## WRITTEN EXERCISE
Where the data below has the string "this", return the whole line.

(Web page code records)

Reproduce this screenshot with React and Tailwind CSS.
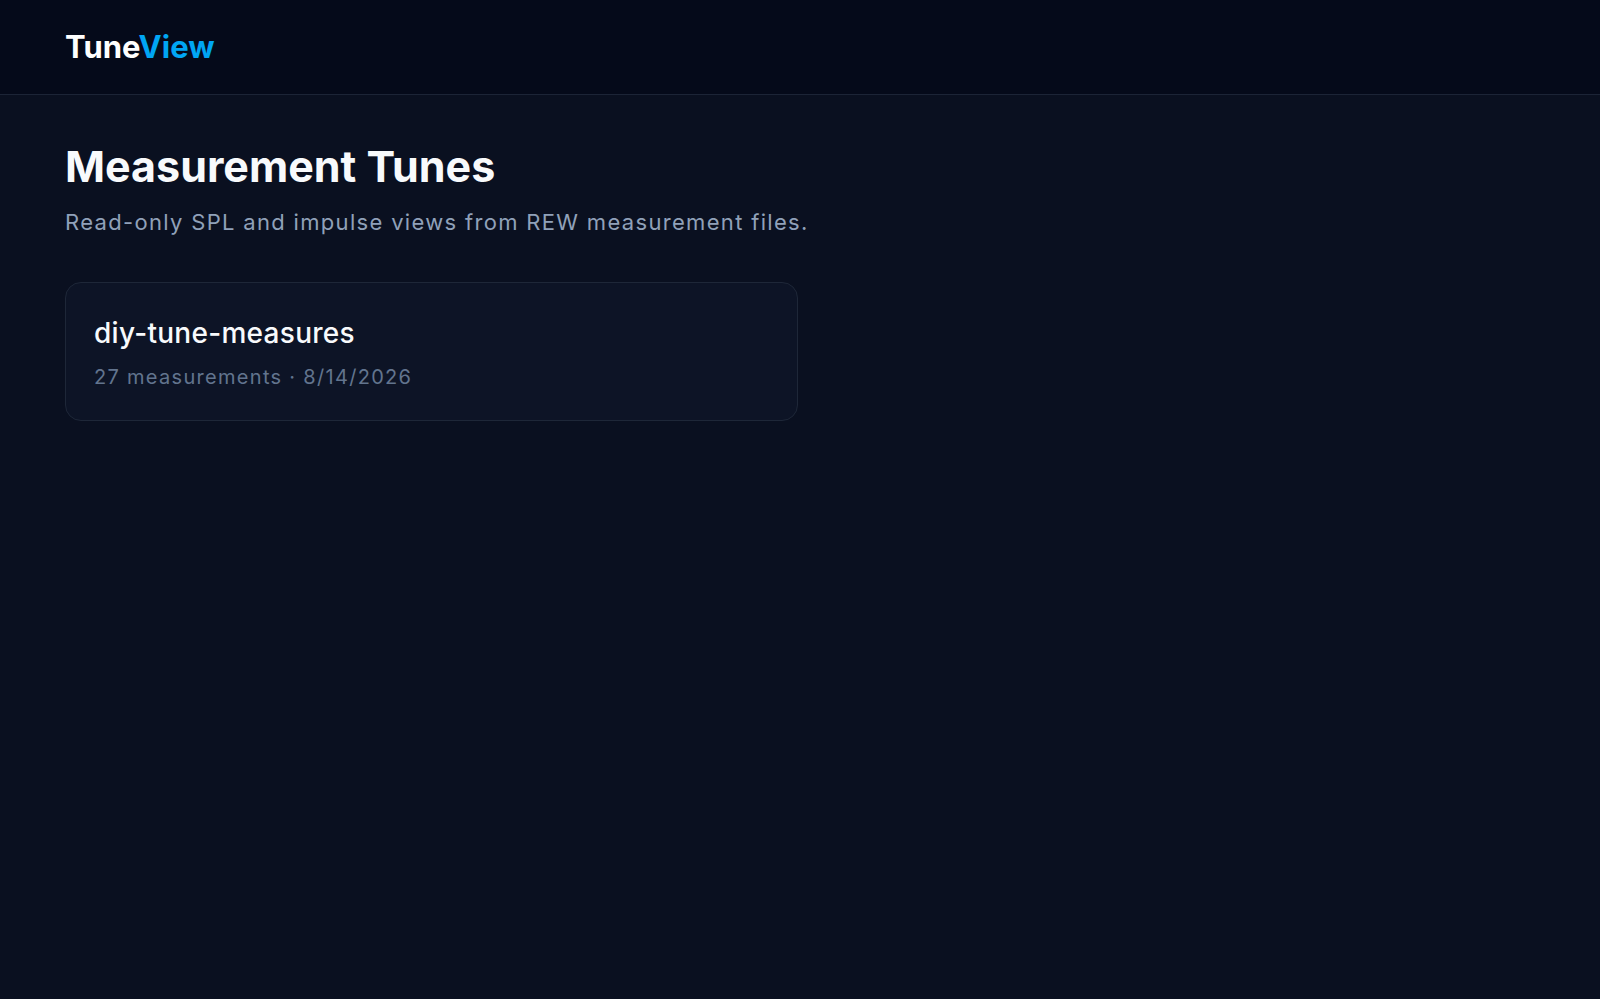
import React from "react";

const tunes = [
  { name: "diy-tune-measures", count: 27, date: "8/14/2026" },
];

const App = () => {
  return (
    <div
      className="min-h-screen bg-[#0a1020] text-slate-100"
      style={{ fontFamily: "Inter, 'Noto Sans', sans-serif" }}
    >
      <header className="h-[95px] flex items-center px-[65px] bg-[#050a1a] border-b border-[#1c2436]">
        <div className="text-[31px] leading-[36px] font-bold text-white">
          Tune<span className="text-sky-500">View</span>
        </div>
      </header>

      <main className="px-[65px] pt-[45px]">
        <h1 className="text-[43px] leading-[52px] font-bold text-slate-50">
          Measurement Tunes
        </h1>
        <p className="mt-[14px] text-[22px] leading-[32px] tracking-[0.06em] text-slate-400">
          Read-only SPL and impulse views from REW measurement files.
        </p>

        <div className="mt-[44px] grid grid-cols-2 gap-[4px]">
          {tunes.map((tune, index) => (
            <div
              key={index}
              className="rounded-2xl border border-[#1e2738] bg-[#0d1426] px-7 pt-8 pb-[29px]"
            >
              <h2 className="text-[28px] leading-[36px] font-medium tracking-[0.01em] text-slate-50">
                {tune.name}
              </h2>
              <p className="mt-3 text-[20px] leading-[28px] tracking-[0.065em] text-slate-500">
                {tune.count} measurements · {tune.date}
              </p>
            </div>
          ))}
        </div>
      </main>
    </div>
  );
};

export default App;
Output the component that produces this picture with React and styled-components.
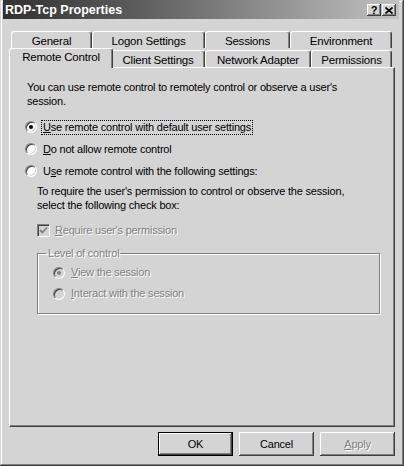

## RIGHT ANSWER
Reproduce this screenshot with React and Tailwind CSS.
Output the component that produces this picture with React and styled-components.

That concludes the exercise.